--- Information shown ---
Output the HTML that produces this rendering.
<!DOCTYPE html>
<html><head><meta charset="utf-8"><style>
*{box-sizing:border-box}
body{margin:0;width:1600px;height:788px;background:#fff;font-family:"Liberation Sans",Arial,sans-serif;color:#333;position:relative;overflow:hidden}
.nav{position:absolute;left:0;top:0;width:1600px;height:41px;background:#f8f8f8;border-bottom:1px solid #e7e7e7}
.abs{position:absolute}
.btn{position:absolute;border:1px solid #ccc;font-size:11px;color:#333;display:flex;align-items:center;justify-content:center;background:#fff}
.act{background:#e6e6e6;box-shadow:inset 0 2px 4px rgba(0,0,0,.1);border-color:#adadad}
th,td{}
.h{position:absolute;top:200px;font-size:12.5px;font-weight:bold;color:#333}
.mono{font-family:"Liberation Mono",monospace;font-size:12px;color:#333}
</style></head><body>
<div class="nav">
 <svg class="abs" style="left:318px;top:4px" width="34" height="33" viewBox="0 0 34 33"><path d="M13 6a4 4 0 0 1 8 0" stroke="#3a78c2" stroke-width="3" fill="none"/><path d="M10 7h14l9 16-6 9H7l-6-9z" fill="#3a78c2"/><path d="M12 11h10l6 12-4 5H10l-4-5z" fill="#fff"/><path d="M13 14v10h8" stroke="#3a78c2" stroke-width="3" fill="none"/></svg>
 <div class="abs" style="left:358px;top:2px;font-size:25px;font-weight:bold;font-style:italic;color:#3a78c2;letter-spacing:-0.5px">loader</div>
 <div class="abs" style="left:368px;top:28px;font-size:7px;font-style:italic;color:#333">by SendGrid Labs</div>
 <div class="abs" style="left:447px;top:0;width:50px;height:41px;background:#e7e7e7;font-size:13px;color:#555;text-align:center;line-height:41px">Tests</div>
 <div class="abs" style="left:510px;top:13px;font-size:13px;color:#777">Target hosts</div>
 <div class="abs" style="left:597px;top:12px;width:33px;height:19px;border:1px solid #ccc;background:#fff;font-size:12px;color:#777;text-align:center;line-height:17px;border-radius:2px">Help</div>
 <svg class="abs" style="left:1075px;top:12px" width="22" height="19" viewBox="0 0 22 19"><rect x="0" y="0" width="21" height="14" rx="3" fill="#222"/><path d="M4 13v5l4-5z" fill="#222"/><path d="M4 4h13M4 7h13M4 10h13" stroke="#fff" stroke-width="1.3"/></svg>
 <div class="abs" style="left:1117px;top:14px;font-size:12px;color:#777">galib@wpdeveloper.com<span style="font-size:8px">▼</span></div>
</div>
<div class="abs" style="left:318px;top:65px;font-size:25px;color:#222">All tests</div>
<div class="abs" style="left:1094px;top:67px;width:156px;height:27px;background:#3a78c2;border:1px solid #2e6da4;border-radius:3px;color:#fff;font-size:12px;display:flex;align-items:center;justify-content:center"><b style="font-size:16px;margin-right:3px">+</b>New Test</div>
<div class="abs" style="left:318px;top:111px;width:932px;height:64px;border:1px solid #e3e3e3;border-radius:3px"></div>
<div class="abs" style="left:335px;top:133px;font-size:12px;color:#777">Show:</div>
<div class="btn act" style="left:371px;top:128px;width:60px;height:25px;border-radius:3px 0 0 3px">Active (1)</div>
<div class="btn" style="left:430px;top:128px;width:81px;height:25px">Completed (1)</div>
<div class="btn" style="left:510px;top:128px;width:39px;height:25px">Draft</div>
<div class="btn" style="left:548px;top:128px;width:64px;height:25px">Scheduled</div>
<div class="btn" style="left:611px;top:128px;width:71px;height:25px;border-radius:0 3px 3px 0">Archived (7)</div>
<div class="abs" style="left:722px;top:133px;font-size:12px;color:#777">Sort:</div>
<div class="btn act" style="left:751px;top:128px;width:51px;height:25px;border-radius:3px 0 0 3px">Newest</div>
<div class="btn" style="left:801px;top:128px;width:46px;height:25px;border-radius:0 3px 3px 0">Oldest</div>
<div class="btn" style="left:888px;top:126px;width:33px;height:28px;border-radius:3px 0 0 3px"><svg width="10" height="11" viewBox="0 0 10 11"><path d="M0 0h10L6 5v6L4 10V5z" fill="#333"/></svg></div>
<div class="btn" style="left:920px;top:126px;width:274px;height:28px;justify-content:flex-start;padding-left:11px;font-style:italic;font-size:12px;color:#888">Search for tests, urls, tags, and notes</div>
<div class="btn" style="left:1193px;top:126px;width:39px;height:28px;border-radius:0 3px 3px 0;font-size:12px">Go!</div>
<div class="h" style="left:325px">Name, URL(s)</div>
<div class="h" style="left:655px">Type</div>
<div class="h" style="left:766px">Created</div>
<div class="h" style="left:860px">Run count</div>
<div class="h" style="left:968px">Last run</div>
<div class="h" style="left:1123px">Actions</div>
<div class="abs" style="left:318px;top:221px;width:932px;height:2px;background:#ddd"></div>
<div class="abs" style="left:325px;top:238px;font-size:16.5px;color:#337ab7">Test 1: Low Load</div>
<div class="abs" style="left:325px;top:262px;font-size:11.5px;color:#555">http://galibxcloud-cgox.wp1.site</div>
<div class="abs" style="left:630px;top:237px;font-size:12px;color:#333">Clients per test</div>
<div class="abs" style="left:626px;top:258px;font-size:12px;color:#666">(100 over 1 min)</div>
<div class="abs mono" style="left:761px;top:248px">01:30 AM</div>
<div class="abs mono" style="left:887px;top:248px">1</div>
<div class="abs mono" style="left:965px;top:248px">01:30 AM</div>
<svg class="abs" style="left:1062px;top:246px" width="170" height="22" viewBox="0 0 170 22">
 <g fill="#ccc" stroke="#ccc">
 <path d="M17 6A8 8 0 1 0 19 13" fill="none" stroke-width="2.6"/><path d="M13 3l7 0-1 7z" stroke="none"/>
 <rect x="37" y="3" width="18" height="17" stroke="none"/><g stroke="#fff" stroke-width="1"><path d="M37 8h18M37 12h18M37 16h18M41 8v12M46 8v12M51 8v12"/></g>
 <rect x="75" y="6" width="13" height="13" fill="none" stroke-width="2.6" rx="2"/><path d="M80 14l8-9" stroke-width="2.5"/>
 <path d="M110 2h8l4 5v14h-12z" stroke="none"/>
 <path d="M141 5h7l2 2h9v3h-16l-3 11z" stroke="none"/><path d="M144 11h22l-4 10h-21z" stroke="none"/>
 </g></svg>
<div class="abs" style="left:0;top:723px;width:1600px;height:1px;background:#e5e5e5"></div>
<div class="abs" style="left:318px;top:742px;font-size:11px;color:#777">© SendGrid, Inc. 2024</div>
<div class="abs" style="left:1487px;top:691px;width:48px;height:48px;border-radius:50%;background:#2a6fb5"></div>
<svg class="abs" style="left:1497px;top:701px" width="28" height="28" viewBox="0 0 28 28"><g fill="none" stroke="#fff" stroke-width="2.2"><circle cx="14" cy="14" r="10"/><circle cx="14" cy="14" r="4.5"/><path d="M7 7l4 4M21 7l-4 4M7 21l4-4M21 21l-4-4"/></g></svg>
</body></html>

---

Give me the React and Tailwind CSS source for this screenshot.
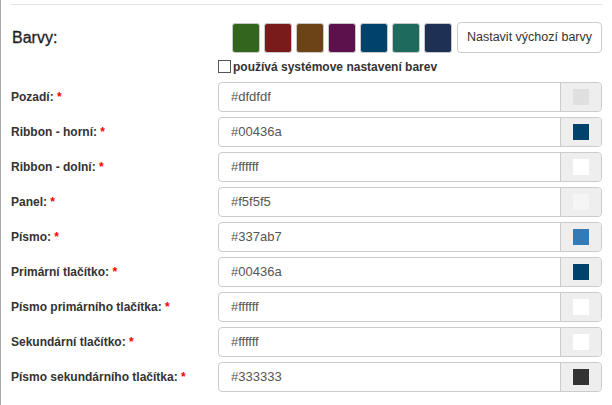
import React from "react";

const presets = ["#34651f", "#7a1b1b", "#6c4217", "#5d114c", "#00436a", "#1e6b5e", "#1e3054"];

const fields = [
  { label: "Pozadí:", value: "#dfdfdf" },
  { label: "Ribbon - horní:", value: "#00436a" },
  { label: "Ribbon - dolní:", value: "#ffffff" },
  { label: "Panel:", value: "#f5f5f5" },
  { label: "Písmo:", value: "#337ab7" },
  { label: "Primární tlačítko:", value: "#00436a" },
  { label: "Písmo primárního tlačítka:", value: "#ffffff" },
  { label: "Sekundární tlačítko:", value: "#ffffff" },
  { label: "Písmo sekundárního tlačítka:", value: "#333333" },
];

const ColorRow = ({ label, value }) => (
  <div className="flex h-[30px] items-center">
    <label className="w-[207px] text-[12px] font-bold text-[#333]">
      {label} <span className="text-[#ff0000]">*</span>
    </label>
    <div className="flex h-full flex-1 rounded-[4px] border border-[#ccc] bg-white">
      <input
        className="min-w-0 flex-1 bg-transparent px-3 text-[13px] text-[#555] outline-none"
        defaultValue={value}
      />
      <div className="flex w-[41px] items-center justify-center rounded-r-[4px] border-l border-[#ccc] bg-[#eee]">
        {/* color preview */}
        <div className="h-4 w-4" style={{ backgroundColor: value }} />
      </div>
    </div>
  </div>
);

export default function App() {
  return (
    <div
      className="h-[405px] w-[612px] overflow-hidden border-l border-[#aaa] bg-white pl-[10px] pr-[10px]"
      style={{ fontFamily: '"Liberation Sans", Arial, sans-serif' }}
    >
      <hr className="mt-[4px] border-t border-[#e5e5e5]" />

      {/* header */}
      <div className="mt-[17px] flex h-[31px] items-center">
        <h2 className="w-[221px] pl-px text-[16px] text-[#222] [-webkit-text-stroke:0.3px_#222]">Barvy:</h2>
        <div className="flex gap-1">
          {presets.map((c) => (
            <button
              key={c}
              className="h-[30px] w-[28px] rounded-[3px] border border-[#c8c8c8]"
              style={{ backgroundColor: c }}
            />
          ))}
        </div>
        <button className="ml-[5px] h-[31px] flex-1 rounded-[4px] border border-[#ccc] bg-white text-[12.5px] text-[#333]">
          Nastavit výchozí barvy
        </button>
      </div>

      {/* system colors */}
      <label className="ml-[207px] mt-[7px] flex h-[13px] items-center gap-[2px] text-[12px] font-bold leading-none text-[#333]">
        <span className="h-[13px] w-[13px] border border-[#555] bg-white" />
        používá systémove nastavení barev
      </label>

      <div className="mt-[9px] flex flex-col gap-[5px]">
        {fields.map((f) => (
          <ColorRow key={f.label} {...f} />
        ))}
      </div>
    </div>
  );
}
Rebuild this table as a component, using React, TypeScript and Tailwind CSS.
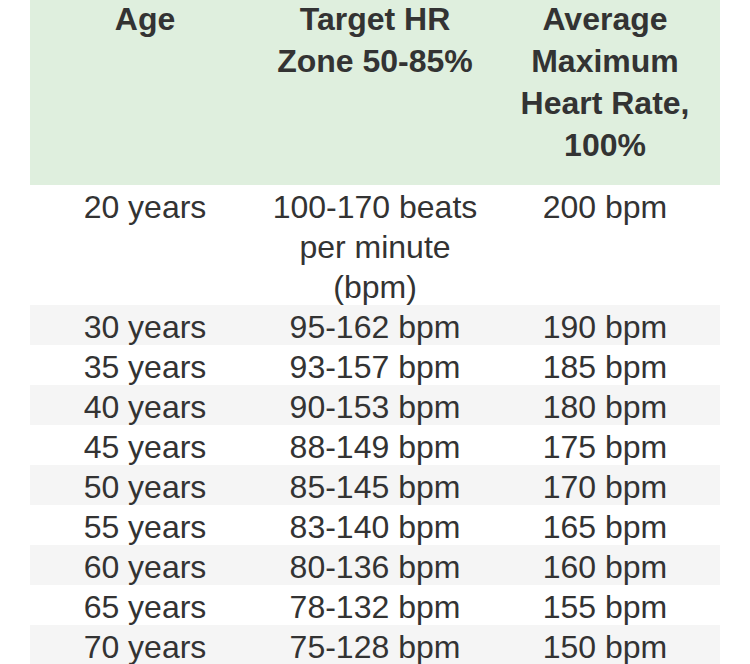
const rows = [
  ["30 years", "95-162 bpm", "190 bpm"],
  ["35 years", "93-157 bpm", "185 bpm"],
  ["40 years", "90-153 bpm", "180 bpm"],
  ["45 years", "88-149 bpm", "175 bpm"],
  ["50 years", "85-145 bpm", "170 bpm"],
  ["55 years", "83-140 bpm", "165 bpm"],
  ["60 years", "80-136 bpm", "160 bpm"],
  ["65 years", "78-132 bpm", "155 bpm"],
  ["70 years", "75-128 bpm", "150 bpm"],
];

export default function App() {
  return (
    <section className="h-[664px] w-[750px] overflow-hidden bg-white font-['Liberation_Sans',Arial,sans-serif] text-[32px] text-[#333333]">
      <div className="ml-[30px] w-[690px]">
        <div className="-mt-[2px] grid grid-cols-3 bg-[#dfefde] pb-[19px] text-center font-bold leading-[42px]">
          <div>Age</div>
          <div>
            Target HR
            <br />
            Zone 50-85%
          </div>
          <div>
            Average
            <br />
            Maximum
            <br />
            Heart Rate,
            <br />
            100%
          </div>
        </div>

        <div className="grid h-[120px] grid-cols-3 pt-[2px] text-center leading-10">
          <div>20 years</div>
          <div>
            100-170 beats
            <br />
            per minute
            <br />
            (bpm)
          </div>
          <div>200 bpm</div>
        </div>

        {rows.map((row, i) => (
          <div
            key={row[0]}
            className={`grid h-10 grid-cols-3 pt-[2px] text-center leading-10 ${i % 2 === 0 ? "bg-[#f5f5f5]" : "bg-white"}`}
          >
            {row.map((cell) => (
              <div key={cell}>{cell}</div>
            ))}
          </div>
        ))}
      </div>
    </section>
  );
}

--

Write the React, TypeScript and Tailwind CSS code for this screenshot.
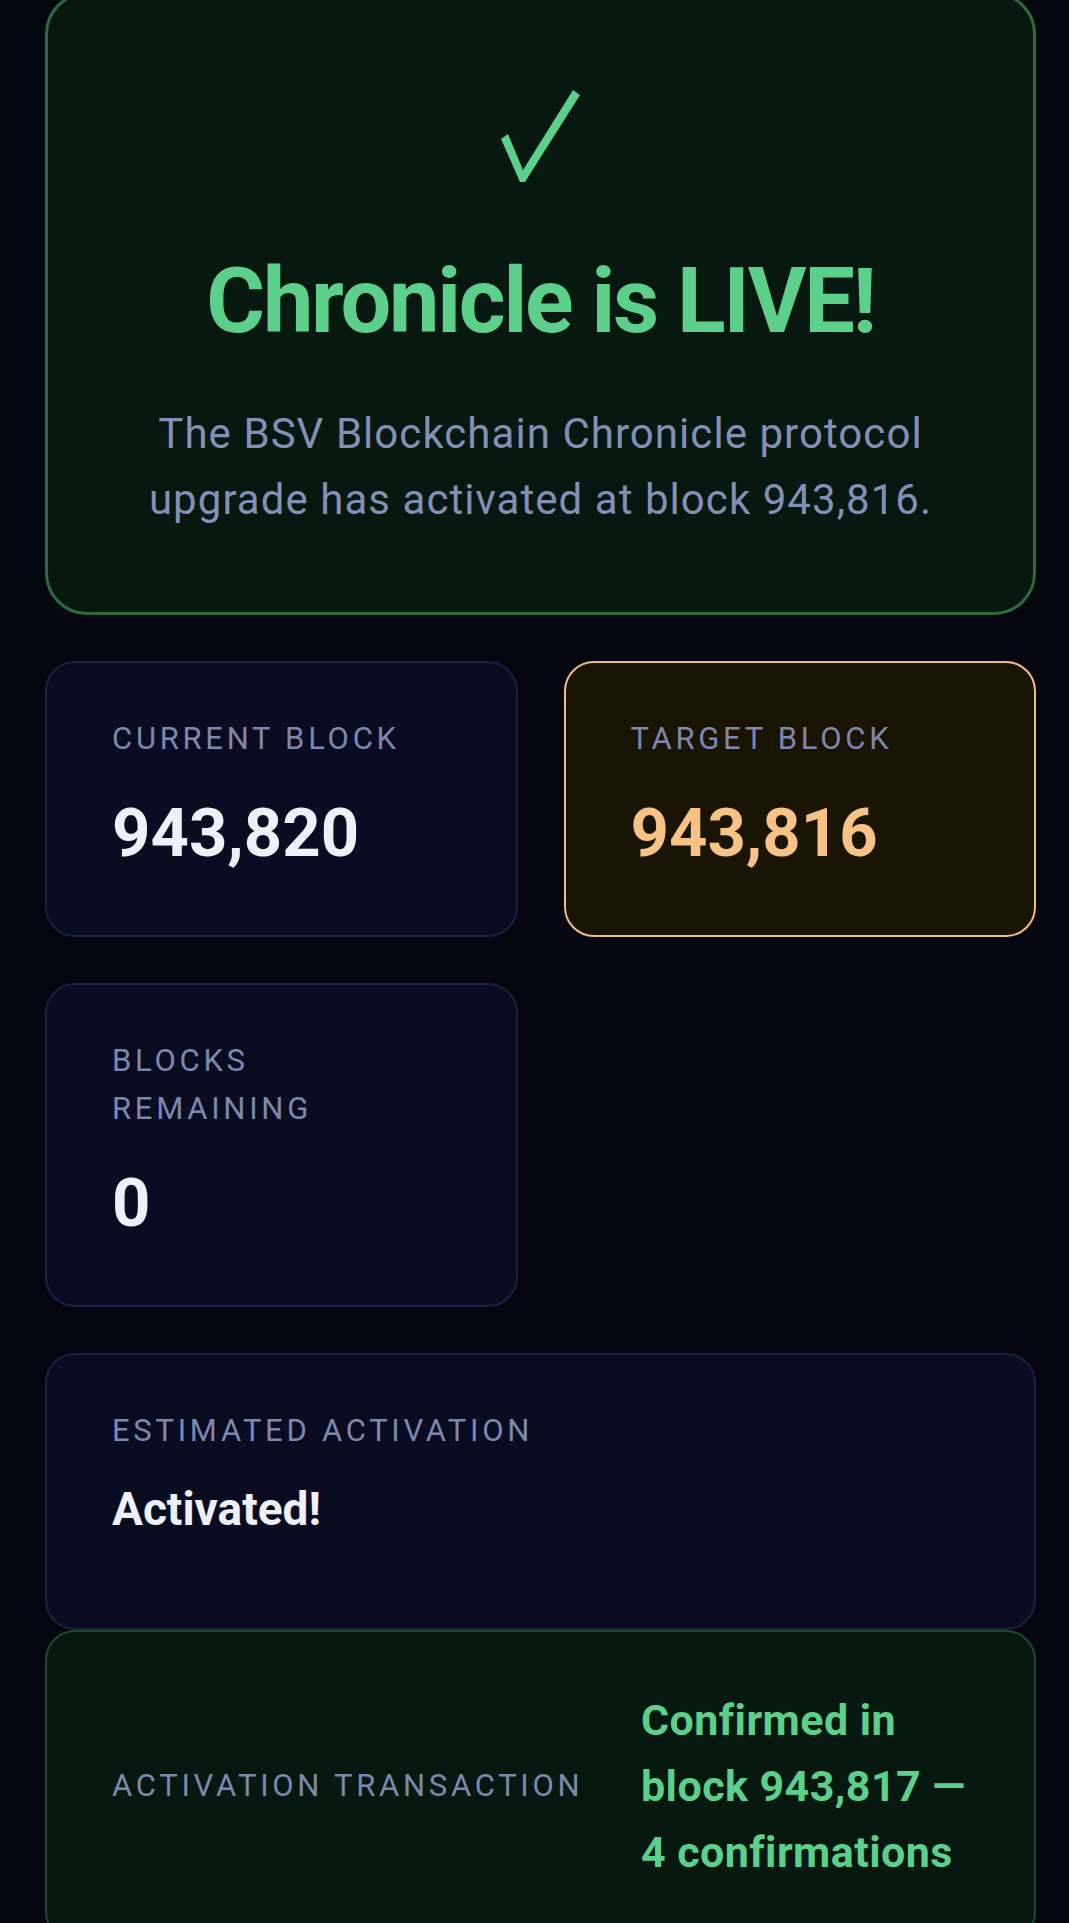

--- Problem ---
Count every line of the records that holds the string "TypeScript". Write only the total.

--- Full answer ---
2